The city, and the world, will never feel that plans are in place until a decision is made on the emotional centerpiece of ground zero: the memorial. Meddling by people like former Mayor Rudolph Giuliani have not helped as jurors have searched for the best design. But New Yorkers could probably not hope for better jurors to make this important decision. We hope they make it quickly and start this still-hopeful new year off right.
Then the article fails to mention the Bush met the challenge in Iraq.
Meanwhile, according to the NY Times: In a presidential election year, the natural, ultimate political wish is that the voters demonstrate to the competing politicians that a huge campaign treasury is no match for fresh ideas courageously focused on the nation's true challenges, not on its constituents' prejudices.
[But the Times editorial contained no fresh ideas -- and nothing about their "fresh idea" pet project to curb political speech under the campaign finance reform ruse.]
That there will be no Bob Jones University moments of gutter politicking this time.
[But the Times was responsible for much of the gutter politicking by trying to pin a prejudiced-against-Catholics label on presidential candidate Bush for merely having gone there.]
That Election Day itself will not be sullied by the kind of doubt-ravaged, long-count vote tally that led to the sorry spectacle of democracy-by-litigation four years ago.
[But the Times has nary a word about Gore initiating the litigation or trying to ban military absentee ballots, or about voter fraud -- i.e., voting by the dead, the moved, the double-dippers, the precinct captains, the recounters, etc. -- or the endless audits by the media that all had the same result: BUSH WINS.]

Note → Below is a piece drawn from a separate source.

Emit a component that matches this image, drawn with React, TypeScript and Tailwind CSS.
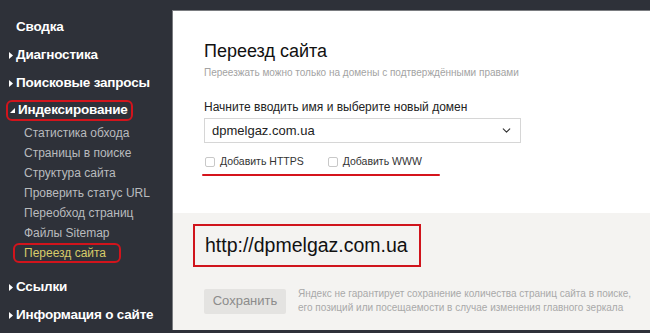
import { ChevronDown } from 'lucide-react';

const topItems = ['Сводка', 'Диагностика', 'Поисковые запросы'];
const subItems = [
  'Статистика обхода',
  'Страницы в поиске',
  'Структура сайта',
  'Проверить статус URL',
  'Переобход страниц',
  'Файлы Sitemap',
];

function Arrow() {
  return (
    <svg width="4" height="7" viewBox="0 0 4 7" className="shrink-0">
      <path d="M0 0 L4 3.5 L0 7 Z" fill="#ffffff" />
    </svg>
  );
}

function Checkbox({ label }: { label: string }) {
  return (
    <label className="flex items-center gap-[5px] whitespace-nowrap text-[10.5px] text-[#333]">
      <span className="h-[10px] w-[10px] rounded-[2px] border border-[#c8c8c8] bg-white" />
      {label}
    </label>
  );
}

export default function App() {
  return (
    <div
      className="flex h-[333px] w-[650px] overflow-hidden bg-[#2e3139]"
      style={{ fontFamily: '"Liberation Sans", Arial, sans-serif' }}
    >
      <aside className="w-[172px] shrink-0 pt-[13px] text-white">
        {topItems.map((t, i) => (
          <div key={t} className="flex h-7 items-center gap-[3px] pl-[9px] text-[13.5px] font-bold tracking-[-0.2px]">
            {i === 0 ? <span className="w-[4px]" /> : <Arrow />}
            <span>{t}</span>
          </div>
        ))}
        <div className="flex h-[26px] items-center pl-[6px]">
          <span className="flex h-[21px] items-center gap-[3px] rounded-[6px] border-2 border-[#d2141c] pl-[2px] pr-[3px] text-[13.5px] font-bold tracking-[-0.2px]">
            <svg width="5" height="5" viewBox="0 0 5 5" className="shrink-0">
              <path d="M5 0 L5 5 L0 5 Z" fill="#ffffff" />
            </svg>
            Индексирование
          </span>
        </div>
        {subItems.map((t) => (
          <div key={t} className="flex h-5 items-center pl-[24px] text-[12px] text-[#b9bbbe]">
            {t}
          </div>
        ))}
        <div className="flex h-5 items-center pl-[13px]">
          <span className="flex h-[20px] items-center rounded-[6px] border-2 border-[#d2141c] pl-[9px] pr-[13px] text-[12px] text-[#d8cc6a]">
            Переезд сайта
          </span>
        </div>
        <div className="mt-[10px] flex h-7 items-center gap-[3px] pl-[9px] text-[13.5px] font-bold tracking-[-0.2px]">
          <Arrow />
          <span>Ссылки</span>
        </div>
        <div className="flex h-7 items-center gap-[3px] pl-[9px] text-[13.5px] font-bold tracking-[-0.2px]">
          <Arrow />
          <span>Информация о сайте</span>
        </div>
      </aside>

      <main className="mt-[10px] mb-[3px] flex flex-1 flex-col border-t border-l border-[#7a7c80] bg-white">
        <section className="h-[202px] pl-[31px] pt-[29px]">
          <h1 className="text-[18px] leading-[22px] text-[#111]">Переезд сайта</h1>
          <p className="mt-[3px] text-[10px] text-[#a3a3a3]">
            Переезжать можно только на домены с подтверждёнными правами
          </p>
          <p className="mt-[18px] text-[12px] text-[#222]">Начните вводить имя и выберите новый домен</p>
          <div className="mt-[2px] flex h-[25px] w-[317px] items-center justify-between border border-[#d6d6d6] pl-[7px] pr-[7px] text-[13px] text-[#222]">
            <span>dpmelgaz.com.ua</span>
            <ChevronDown size={13} strokeWidth={2} className="text-[#333]" />
          </div>
          <div className="mt-[11px] flex w-[238px] flex-col">
            <div className="flex gap-[24px] pl-[1px]">
              <Checkbox label="Добавить HTTPS" />
              <Checkbox label="Добавить WWW" />
            </div>
            <div className="-ml-[2px] mt-[4px] h-[2px] w-[238px] rounded-full bg-[#d5141c]" />
          </div>
        </section>

        <section className="flex flex-1 flex-col bg-[#f4f3f1] pl-[20px] pt-[11px]">
          <div className="flex h-[43px] w-[228px] items-center border-2 border-[#d0141c] pl-[10px] text-[19.5px] text-[#111]">
            http://dpmelgaz.com.ua
          </div>
          <div className="mt-[20px] flex items-center gap-[12px] pl-[11px]">
            <button className="h-[25px] w-[82px] shrink-0 rounded-[2px] bg-[#e4e3e1] text-[13px] text-[#8c8c8c]">
              Сохранить
            </button>
            <p className="whitespace-nowrap text-[10px] leading-[14px] text-[#a9a9a9]">
              Яндекс не гарантирует сохранение количества страниц сайта в поиске,
              <br />
              его позиций или посещаемости в случае изменения главного зеркала
            </p>
          </div>
        </section>
      </main>
    </div>
  );
}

Note also the Times offers no substantive editorial comment regarding the Iraq war or post-war successes (like the capture of Saddam), or the surging economy and declining deficit driven by (temporary) tax cuts, or Medicare (and prescription drug) reform (though more reforms are needed), all apparently conceded as lost causes for Democrats. Advantage, Bush.
And for reasons that I have yet to discover, Virginia gave New York a contract for garbage dumping here, meaning that there are NYC garbage trucks crossing the Wilson Bridge, on their way to our landfills, which are going to fill up - and some have, causing the trash companies here in No.VA to have to travel further and I am now paying triple what I was for trash removal 8 years ago. As cost increases go, you can see the exorbitant increase in this essential cost of living! How driving 100 miles to dump their trash is economical, I fail to understand, but it must be - I've counted 30 trucks in one grouping, crossing the bridge. Heaven (and Richmond) only know how many more of them there are, every day, of every week!